▶ _Problem requirements_: Print the listing in its entirety and exactly, leaving out images.

── Raw data

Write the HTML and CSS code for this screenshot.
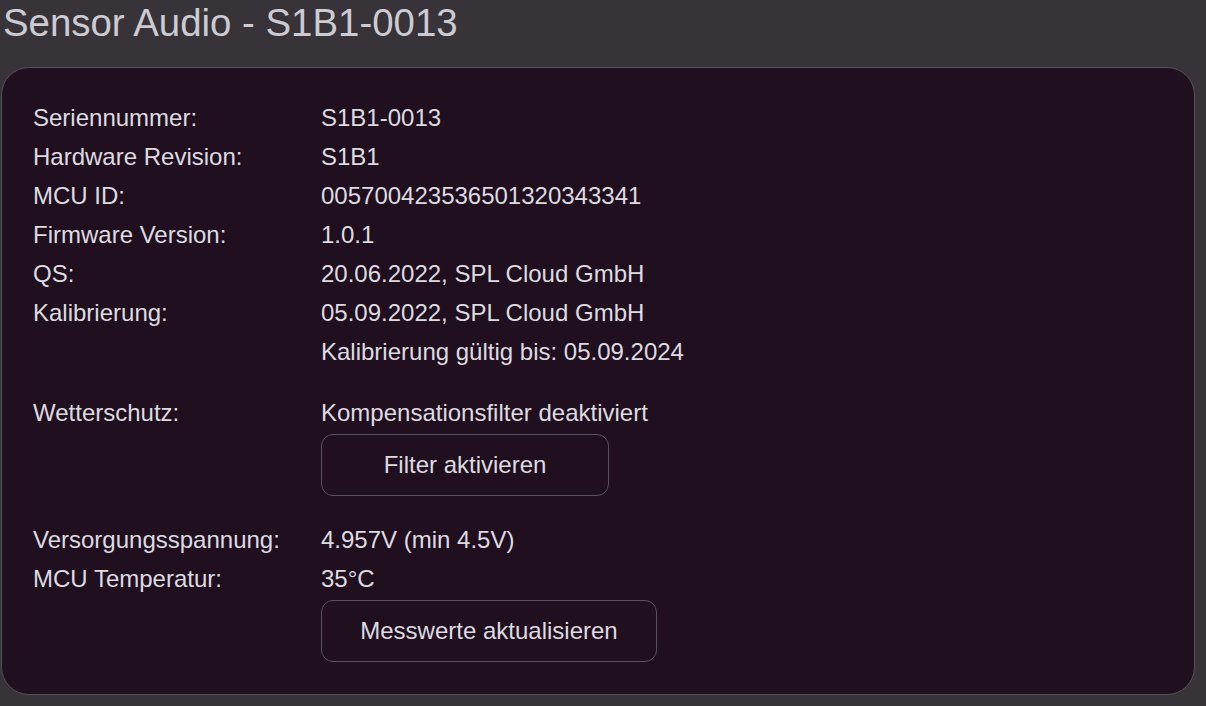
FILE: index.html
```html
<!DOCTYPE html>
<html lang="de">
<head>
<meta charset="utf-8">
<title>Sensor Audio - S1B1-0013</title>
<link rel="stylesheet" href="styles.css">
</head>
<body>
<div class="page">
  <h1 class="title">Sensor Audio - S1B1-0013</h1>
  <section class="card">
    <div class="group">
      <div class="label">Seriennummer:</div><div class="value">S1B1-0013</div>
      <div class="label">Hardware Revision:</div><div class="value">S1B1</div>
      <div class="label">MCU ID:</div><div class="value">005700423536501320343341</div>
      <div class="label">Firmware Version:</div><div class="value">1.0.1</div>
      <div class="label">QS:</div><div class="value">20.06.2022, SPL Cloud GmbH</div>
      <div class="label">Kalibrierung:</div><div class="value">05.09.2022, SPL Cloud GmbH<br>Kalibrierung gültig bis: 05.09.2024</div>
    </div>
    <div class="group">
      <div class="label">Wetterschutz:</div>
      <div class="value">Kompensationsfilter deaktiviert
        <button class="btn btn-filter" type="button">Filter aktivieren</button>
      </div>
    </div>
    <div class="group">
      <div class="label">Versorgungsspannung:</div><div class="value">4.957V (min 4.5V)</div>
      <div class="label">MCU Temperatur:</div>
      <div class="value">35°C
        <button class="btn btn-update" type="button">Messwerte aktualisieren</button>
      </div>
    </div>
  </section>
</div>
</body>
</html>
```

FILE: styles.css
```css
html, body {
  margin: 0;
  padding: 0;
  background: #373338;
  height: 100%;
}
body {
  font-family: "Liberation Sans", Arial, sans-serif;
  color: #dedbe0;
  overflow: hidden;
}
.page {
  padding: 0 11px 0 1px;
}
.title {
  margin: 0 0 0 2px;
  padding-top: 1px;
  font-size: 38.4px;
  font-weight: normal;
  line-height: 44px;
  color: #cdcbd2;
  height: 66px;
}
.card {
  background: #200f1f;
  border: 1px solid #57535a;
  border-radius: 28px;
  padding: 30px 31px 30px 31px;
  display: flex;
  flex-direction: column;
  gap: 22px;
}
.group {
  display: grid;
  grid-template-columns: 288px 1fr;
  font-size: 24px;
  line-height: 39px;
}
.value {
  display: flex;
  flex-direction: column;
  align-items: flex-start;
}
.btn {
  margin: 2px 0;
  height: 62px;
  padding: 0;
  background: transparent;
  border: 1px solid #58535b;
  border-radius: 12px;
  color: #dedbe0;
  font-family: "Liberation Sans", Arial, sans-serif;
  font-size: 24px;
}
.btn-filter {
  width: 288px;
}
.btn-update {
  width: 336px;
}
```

────

▶ _Answer for the task_:
Write the HTML and CSS code for this screenshot.
FILE: index.html
```html
<!DOCTYPE html>
<html lang="de">
<head>
<meta charset="utf-8">
<title>Sensor Audio - S1B1-0013</title>
<link rel="stylesheet" href="styles.css">
</head>
<body>
<div class="page">
  <h1 class="title">Sensor Audio - S1B1-0013</h1>
  <section class="card">
    <div class="group">
      <div class="label">Seriennummer:</div><div class="value">S1B1-0013</div>
      <div class="label">Hardware Revision:</div><div class="value">S1B1</div>
      <div class="label">MCU ID:</div><div class="value">005700423536501320343341</div>
      <div class="label">Firmware Version:</div><div class="value">1.0.1</div>
      <div class="label">QS:</div><div class="value">20.06.2022, SPL Cloud GmbH</div>
      <div class="label">Kalibrierung:</div><div class="value">05.09.2022, SPL Cloud GmbH<br>Kalibrierung gültig bis: 05.09.2024</div>
    </div>
    <div class="group">
      <div class="label">Wetterschutz:</div>
      <div class="value">Kompensationsfilter deaktiviert
        <button class="btn btn-filter" type="button">Filter aktivieren</button>
      </div>
    </div>
    <div class="group">
      <div class="label">Versorgungsspannung:</div><div class="value">4.957V (min 4.5V)</div>
      <div class="label">MCU Temperatur:</div>
      <div class="value">35°C
        <button class="btn btn-update" type="button">Messwerte aktualisieren</button>
      </div>
    </div>
  </section>
</div>
</body>
</html>
```

FILE: styles.css
```css
html, body {
  margin: 0;
  padding: 0;
  background: #373338;
  height: 100%;
}
body {
  font-family: "Liberation Sans", Arial, sans-serif;
  color: #dedbe0;
  overflow: hidden;
}
.page {
  padding: 0 11px 0 1px;
}
.title {
  margin: 0 0 0 2px;
  padding-top: 1px;
  font-size: 38.4px;
  font-weight: normal;
  line-height: 44px;
  color: #cdcbd2;
  height: 66px;
}
.card {
  background: #200f1f;
  border: 1px solid #57535a;
  border-radius: 28px;
  padding: 30px 31px 30px 31px;
  display: flex;
  flex-direction: column;
  gap: 22px;
}
.group {
  display: grid;
  grid-template-columns: 288px 1fr;
  font-size: 24px;
  line-height: 39px;
}
.value {
  display: flex;
  flex-direction: column;
  align-items: flex-start;
}
.btn {
  margin: 2px 0;
  height: 62px;
  padding: 0;
  background: transparent;
  border: 1px solid #58535b;
  border-radius: 12px;
  color: #dedbe0;
  font-family: "Liberation Sans", Arial, sans-serif;
  font-size: 24px;
}
.btn-filter {
  width: 288px;
}
.btn-update {
  width: 336px;
}
```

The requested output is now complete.